Transforming Non-Functions into Functions

Sometimes, we can transform a relation that is not a function into a function by restricting its domain. For example, the equation of a circle, x² + y² = r², is not a function. However, if we restrict the range to y ≥ 0, we obtain the upper half of the circle, which is a function. Similarly, restricting the range to y ≤ 0 gives us the lower half of the circle, which is also a function.

Advanced Examples and Considerations

The vertical line test is generally straightforward, but some more complex graphs require careful consideration:

Space-Filling Curves: These are exotic mathematical constructs that can fill an entire two-dimensional space. While theoretically interesting, they almost certainly fail the vertical line test and are not functions.
Implicit Functions: Functions can be defined implicitly, meaning that the relationship between x and y is not explicitly solved for y. Examples include equations like x³ + y³ - 6xy = 0 (the Folium of Descartes). Analyzing these requires careful algebraic manipulation or graphical analysis.
Multivalued Functions (Careful!): In some advanced contexts, the concept of a "multivalued function" is used. However, strictly speaking, these are not functions in the standard mathematical definition. They are more accurately described as relations or sets of functions. An example is the complex square root function.
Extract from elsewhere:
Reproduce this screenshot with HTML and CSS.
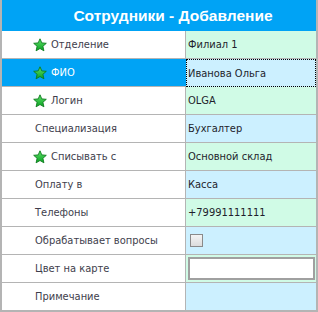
FILE: index.html
```html
<!DOCTYPE html>
<html>
<head>
<meta charset="utf-8">
<link rel="stylesheet" href="styles.css">
</head>
<body>
<svg width="0" height="0" class="defs">
  <defs>
    <linearGradient id="sg" x1="0" y1="0" x2="0" y2="1">
      <stop offset="0" stop-color="#5fe36a"/>
      <stop offset="1" stop-color="#0aa022"/>
    </linearGradient>
    <symbol id="star" viewBox="0 0 14 14">
      <path d="M7 0.8 L8.8 4.9 L13.3 5.3 L9.9 8.3 L10.9 12.8 L7 10.5 L3.1 12.8 L4.1 8.3 L0.7 5.3 L5.2 4.9 Z" fill="url(#sg)" stroke="#0b7a1c" stroke-width="0.9" stroke-linejoin="round"/>
    </symbol>
  </defs>
</svg>
<div class="form">
  <div class="header">Сотрудники - Добавление</div>
  <div class="row">
    <div class="label"><svg class="star"><use href="#star"/></svg>Отделение</div>
    <div class="value green">Филиал 1</div>
  </div>
  <div class="row selected">
    <div class="label"><svg class="star"><use href="#star"/></svg>ФИО</div>
    <div class="value blue focus">Иванова Ольга</div>
  </div>
  <div class="row">
    <div class="label"><svg class="star"><use href="#star"/></svg>Логин</div>
    <div class="value green">OLGA</div>
  </div>
  <div class="row">
    <div class="label plain">Специализация</div>
    <div class="value blue">Бухгалтер</div>
  </div>
  <div class="row">
    <div class="label"><svg class="star"><use href="#star"/></svg>Списывать с</div>
    <div class="value green">Основной склад</div>
  </div>
  <div class="row">
    <div class="label plain">Оплату в</div>
    <div class="value blue">Касса</div>
  </div>
  <div class="row">
    <div class="label plain">Телефоны</div>
    <div class="value green">+79991111111</div>
  </div>
  <div class="row">
    <div class="label plain">Обрабатывает вопросы</div>
    <div class="value blue"><span class="checkbox"></span></div>
  </div>
  <div class="row">
    <div class="label plain">Цвет на карте</div>
    <div class="value green"><span class="colorbox"></span></div>
  </div>
  <div class="row">
    <div class="label plain">Примечание</div>
    <div class="value blue"></div>
  </div>
</div>
</body>
</html>
```
FILE: styles.css
```css
html, body {
  margin: 0;
  padding: 0;
  background: #ffffff;
}
.defs {
  position: absolute;
  width: 0;
  height: 0;
}
.form {
  width: 318px;
  box-sizing: border-box;
  border-left: 2px solid #b4b4b4;
  border-right: 2px solid #b4b4b4;
  border-bottom: 1px solid #b4b4b4;
  font-family: "DejaVu Sans Condensed", "DejaVu Sans", sans-serif;
  font-stretch: condensed;
  font-size: 11px;
}
.header {
  height: 31px;
  background: #00a3f5;
  color: #ffffff;
  font-family: "Liberation Sans", Arial, sans-serif;
  font-stretch: normal;
  font-weight: bold;
  font-size: 15.5px;
  display: flex;
  align-items: center;
  justify-content: center;
  padding-left: 28px;
}
.row {
  display: grid;
  grid-template-columns: 184px 1fr;
  height: 28px;
  box-sizing: border-box;
  border-bottom: 1px solid #b4b4b4;
}
.label {
  display: flex;
  align-items: center;
  padding-left: 31px;
  color: #3e3e4c;
  border-right: 1px solid #b4b4b4;
  background: #ffffff;
}
.label.plain {
  padding-left: 33px;
}
.star {
  width: 14px;
  height: 14px;
  margin-right: 4px;
  flex: none;
}
.selected .label {
  background: #00a3f5;
  color: #ffffff;
  border-right-color: #00a3f5;
}
.value {
  display: flex;
  align-items: center;
  padding-left: 2px;
  color: #1e1e2c;
  box-sizing: border-box;
}
.green {
  background: #d0fbe6;
}
.blue {
  background: #ccf0ff;
}
.focus {
  border: 1px dotted #000000;
  margin-bottom: -1px;
  padding-left: 1px;
}
.checkbox {
  width: 13px;
  height: 13px;
  box-sizing: border-box;
  border: 1px solid #8a8a8a;
  background: linear-gradient(#f4f4f4, #dcdcdc);
  margin-left: 2px;
}
.colorbox {
  width: 127px;
  height: 23px;
  box-sizing: border-box;
  border: 2px solid #a0a0a0;
  background: #ffffff;
}
```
Conclusion: Mastering the Function Concept

Understanding the concept of a function is foundational to mathematics. The ability to visually identify functions from their graphs using the vertical line test is an invaluable skill. By examining a wide range of examples, from simple linear equations to more complex trigonometric and piecewise functions, you have gained a deeper understanding of what constitutes a function. Remember to always consider the domain and range of the relation and to be wary of graphs with loops, overlaps, or vertical lines. With practice, you will become proficient at distinguishing functions from non-functions and appreciate the elegance and precision of functional relationships in mathematics.